1. A method for making a frozen preparation for a savory souffle, comprising the following steps:

a) a base is prepared for a cream puff paste from least the following four ingredients: water or milk, fat, flour, and egg;

b) a bechamel sauce is prepared from at least the following three ingredients: water or milk, fat, and flour;

c) the bechamel sauce obtained in step b) is incorporated into the cream puff paste base obtained in step a), and the mixture is kept in a double boiler at a temperature not to exceed 70°C;

d) egg whites are whipped to a stiff peaks stage;

e) sugar and melted gelatin are incorporated into the egg whites obtained in step d), said sugar being added in an egg white:sugar ratio comprised between 25: 1 and 1 00: 1 , and said gelatin being added in a n egg white:gelatin ratio comprised between 20:1 and 100:1 ;

f) the mixture obtained in step c) is removed from the double boiler, and the egg whites obtained in step e) are incorporated into said hot mixture;

g) the mixture obtained in step f) is placed in a souffle dish; and

h) the souffle preparation is frozen immediately at a temperature of at least -10°C.

2. The method according to claim 1 , wherein the egg whites:sugar weight ratio of step e) is comprised between 30:1 and 70:1.

3. The method according to any one of the preceding claims, wherein the egg whites, gelatin ratio of step e) is comprised between 25: 1 and

60:1.

4. The method according to any one of the preceding claims, wherein the bechamel sauce: cream puff paste:egg whites ratio is comprised between 1 : 1 :2 and 1.2: 1.5:3, determined from the weight of each ingredient in the finished product.

5. The method according to any one of the preceding claims, wherein the bechamel sauce comprises butter, flour, milk, and grated cheese.

6. A frozen savory souffle preparation obtained using the manufacturing method according to any one of claims 1 to 5.

7. The frozen preparation according to claim 6, also including at least one additional ingredient chosen from scents, flavorings (e.g. fish stock, veal stock), spices (e.g. curry, cumin), vegetables, concentrates, and vegetable purees (for example tomato, artichoke, asparagus, broccoli, green beans, pumpkin, ambercup, chestnut, tomato paste), meats (for example, poultry), fish and seafood (for example, lobster), cheeses (for example, cow, goat, sheep cheese), pastas (plain or with parsley), and natural juices (for example, reduced by cooking).

8. A method for preparing a savory souffle from a frozen preparation according to claim 6 or 7, consisting of baking said frozen preparation at a temperature comprised between 180 and 250°C.

9. The method according to claim 8, wherein the frozen preparation placed in a souffle bowl with a diameter of 6 to 10 cm is baked until the souffle reaches a height of 1 to 6 cm.

10. A savory souffle obtained using the method according to claim

8 or 9.

Description:
Frozen preparation for savory souffles

The present invention relates to a method for producing a frozen preparation for a savory souffle, as well as the frozen preparation thus obtained.
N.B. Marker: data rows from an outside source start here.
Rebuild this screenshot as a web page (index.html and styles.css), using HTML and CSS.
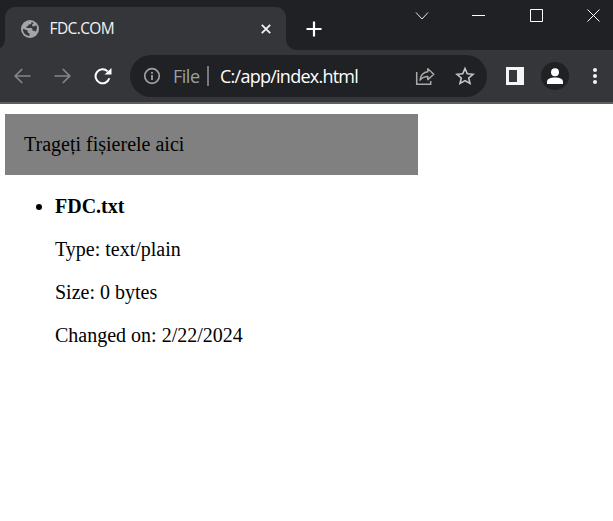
FILE: index.html
```html
<!DOCTYPE html>
<html lang="ro">
<head>
<meta charset="utf-8">
<title>FDC.COM</title>
<link rel="stylesheet" href="styles.css">
</head>
<body>
<header class="tabstrip">
  <div class="tab">
    <svg class="globe" width="18" height="18" viewBox="0 0 18 18"><circle cx="9" cy="9" r="9" fill="#a2a6ab"/><path d="M10.500 2c.2 1.500-.4 2.400-2 2.400-1.200 0-1.300.6-1.300 1.800H5.500v1.900h4.300c1.300 0 1.700.7 1.700 1.700v1h1.300c.9 0 1.300.4 1.600 1.100 1.600-1.800 2-4.500.9-6.600l-2.100 1h-2V4.500L12.800 3c-.7-.5-1.500-.8-2.300-1zM2 8.800l4.600 1.800v1.800l1.900 1.100V16C4.500 15.700 1.700 12.500 2 8.800z" fill="#35363a"/></svg>
    <span class="tab-title">FDC.COM</span>
    <svg class="tab-close" width="10" height="10" viewBox="0 0 10 10"><path d="M.8.8l8.400 8.400M9.200.8L.8 9.200" stroke="#f1f3f4" stroke-width="1.800"/></svg>
  </div>
  <svg class="new-tab" width="16" height="16" viewBox="0 0 16 16"><path d="M8 .5v15M.5 8h15" stroke="#fff" stroke-width="2.200"/></svg>
  <div class="window-controls">
    <svg width="14" height="14" viewBox="0 0 14 14"><path d="M1 3.500L7 10l6-6.500" fill="none" stroke="#e5e6e7"/></svg>
    <svg width="14" height="14" viewBox="0 0 14 14"><path d="M0 6.500h13" stroke="#fff"/></svg>
    <svg width="14" height="14" viewBox="0 0 14 14"><path d="M.5.5h12v12H.5z" fill="none" stroke="#fff"/></svg>
    <svg width="14" height="14" viewBox="0 0 14 14"><path d="M.5.5l12 12M12.500.5l-12 12" stroke="#fff"/></svg>
  </div>
</header>
<nav class="toolbar">
  <svg class="back" width="18" height="18" viewBox="0 0 18 18"><path d="M16.500 9H1.500M8.200 2L1.200 9l7 7" fill="none" stroke="#85868a" stroke-width="1.700"/></svg>
  <svg class="forward" width="18" height="18" viewBox="0 0 18 18"><path d="M.5 9h15M8.800 2l7 7-7 7" fill="none" stroke="#85868a" stroke-width="1.700"/></svg>
  <svg class="reload" width="18" height="18" viewBox="0 0 18 18"><path d="M15.300 11.300A7 7 0 1 1 13.600 4.400" fill="none" stroke="#fff" stroke-width="2"/><path d="M17.500 1v6.500H10.500z" fill="#fff"/></svg>
  <div class="omnibox">
    <svg width="18" height="18" viewBox="0 0 18 18"><circle cx="9" cy="9" r="7.300" fill="none" stroke="#9aa0a6" stroke-width="1.700"/><path d="M9 8v5M9 5v1.700" stroke="#9aa0a6" stroke-width="1.800"/></svg>
    <span class="scheme">File</span>
    <span class="divider"></span>
    <span class="url">C:/app/index.html</span>
    <svg class="share" width="20" height="20" viewBox="0 0 20 20"><path d="M1.700 6v12.300h14V15" fill="none" stroke="#aaa" stroke-width="1.500"/><path d="M12.800 2.700l6 5.500-6 5.500V10.600c-3 0-5.300.9-7.800 3.500C5.600 9.700 8.300 6.300 12.800 5.800z" fill="none" stroke="#aaa" stroke-width="1.500" stroke-linejoin="round"/></svg>
    <svg class="star" width="20" height="20" viewBox="0 0 20 20"><path d="M10 2.600l2.300 5.200 5.700.5-4.300 3.700 1.300 5.500-5-2.900-5 2.900 1.300-5.500L2 8.300l5.700-.5z" fill="none" stroke="#c5c6c8" stroke-width="1.600"/></svg>
  </div>
  <svg class="panel" width="18" height="18" viewBox="0 0 18 18"><path fill-rule="evenodd" d="M0 0h18v18H0zM3 3v12h8V3z" fill="#f5f5f5"/></svg>
  <svg class="avatar" width="28" height="28" viewBox="0 0 28 28"><circle cx="14" cy="14" r="14" fill="#202124"/><circle cx="14" cy="10.300" r="4" fill="#fff"/><path d="M6 22v-2.200c0-3 4-4.300 8-4.300s8 1.300 8 4.300V22z" fill="#fff"/></svg>
  <svg class="more" width="4" height="18" viewBox="0 0 4 18"><g fill="#f5f5f5"><circle cx="2" cy="3" r="2"/><circle cx="2" cy="9" r="2"/><circle cx="2" cy="15" r="2"/></g></svg>
</nav>
<main class="page">
  <div class="drop-zone">Trageți fișierele aici</div>
  <ul class="files">
    <li>
      <strong>FDC.txt</strong>
      <p>Type: text/plain</p>
      <p>Size: 0 bytes</p>
      <p>Changed on: 2/22/2024</p>
    </li>
  </ul>
</main>
</body>
</html>
```

FILE: styles.css
```css
* { box-sizing: border-box; }
body {
  margin: 0;
  height: 521px;
  overflow: hidden;
  background: #fff;
  font-family: "Open Sans", "Noto Sans", sans-serif;
}
svg { display: block; flex: none; }
.tabstrip {
  display: flex;
  height: 50px;
  padding-left: 5px;
  background: #202124;
}
.tab {
  position: relative;
  display: flex;
  align-items: center;
  width: 281px;
  height: 43px;
  margin-top: 7px;
  padding: 0 15px 0 16px;
  border-radius: 10px 10px 0 0;
  background: #35363a;
}
.tab::before,
.tab::after {
  content: "";
  position: absolute;
  bottom: 0;
  width: 10px;
  height: 10px;
}
.tab::before { left: -10px; background: radial-gradient(circle at 0 0, transparent 9.5px, #35363a 10px); }
.tab::after { right: -10px; background: radial-gradient(circle at 100% 0, transparent 9.5px, #35363a 10px); }
.tab-title {
  margin-left: 10.5px;
  padding-bottom: 1px;
  color: #f1f3f4;
  font-size: 15.500px;
  letter-spacing: -0.6px;
}
.tab-close { margin-left: auto; }
.new-tab { margin: 21px 0 0 20px; }
.window-controls {
  display: flex;
  gap: 43.500px;
  margin: 9px 12px 0 auto;
}
.toolbar {
  display: flex;
  align-items: center;
  height: 54px;
  padding: 0 0 0 14px;
  border-bottom: 2px solid #5f6063;
  background: #35363a;
}
.forward { margin-left: 22px; }
.reload { margin-left: 22px; }
.omnibox {
  display: flex;
  align-items: center;
  width: 357px;
  height: 42px;
  margin-left: 18px;
  padding: 0 12px 0 13px;
  border-radius: 21px;
  background: #202124;
  font-size: 18px;
  white-space: nowrap;
}
.scheme { margin-left: 12px; width: 26px; color: #9aa0a6; letter-spacing: -0.5px; }
.divider { width: 2px; height: 20px; margin-left: 8px; background: #77797d; }
.url { margin-left: 11px; color: #fff; letter-spacing: -0.75px; }
.share { margin-left: auto; }
.star { margin-left: 20px; }
.panel { margin-left: 19px; }
.avatar { margin-left: 17px; }
.more { margin-left: 24px; }
.page {
  padding: 10px 0 0 5px;
  color: #000;
  font: 20px/23px "Liberation Serif", serif;
}
.drop-zone {
  width: 413px;
  height: 61px;
  padding: 19px;
  background: #808080;
}
.files { margin: 20px 0 0; padding-left: 50px; }
.files p { margin: 20px 0; }
```
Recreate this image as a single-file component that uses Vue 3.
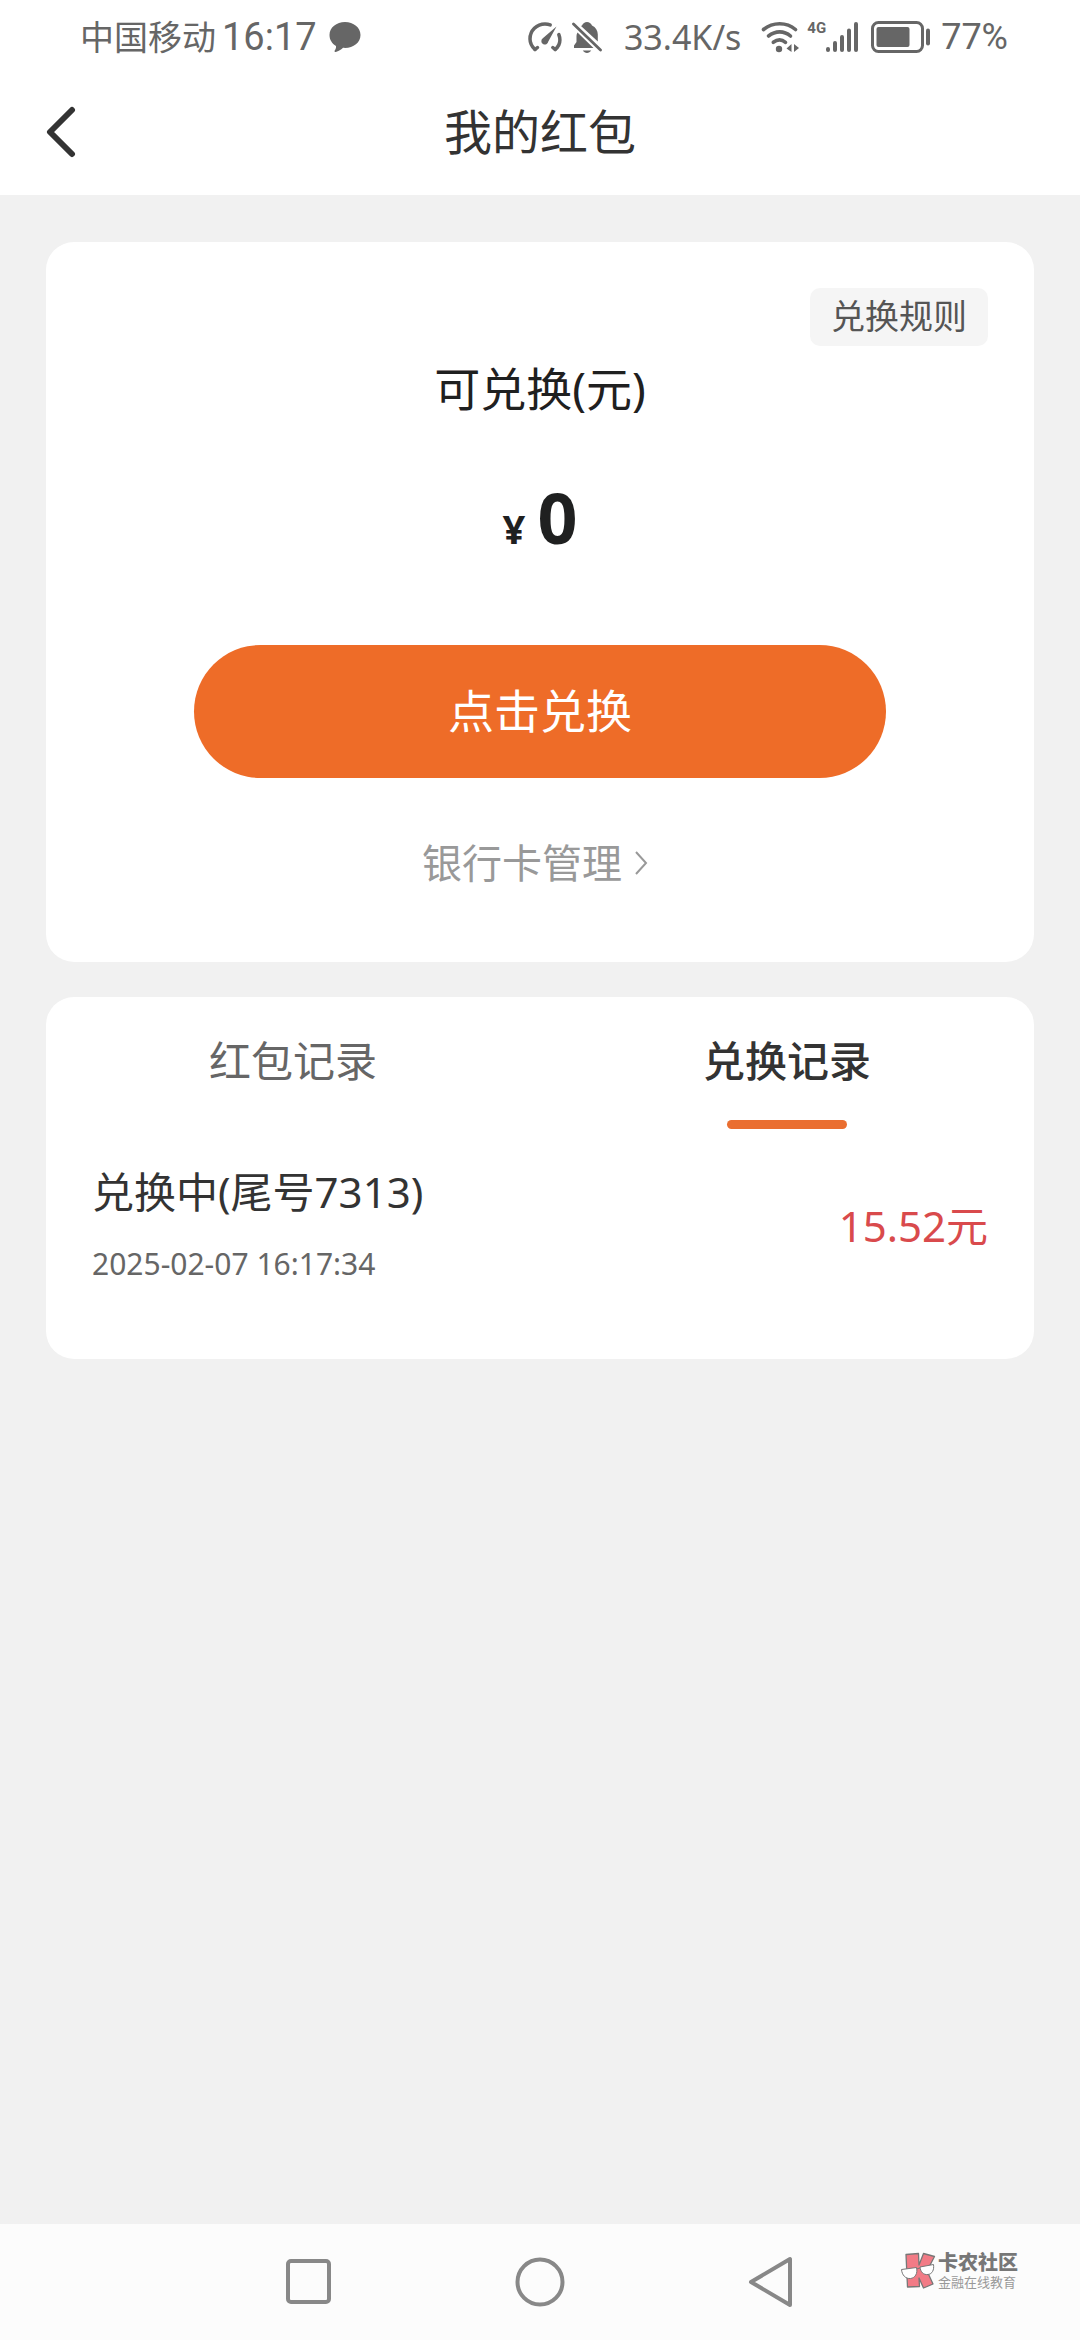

The invention also relates to a method for preparing a savory souffle from a frozen preparation, and the savory souffle thus obtained.

Sweet souffles, also called cream dessert souffles, are known as light preparations. Sweet souffles generally include two basic elements, more specifically a custard and stiff peak egg whites. The egg whites are incorporated into the custard, then the mixture is poured into a souffle dish and is then baked at 230°C for 15 to 20 minutes.

Savory souffles also exist that are intended to be served at the beginning of a meal rather than as dessert. Savory souffles generally also include stiff peak egg whites.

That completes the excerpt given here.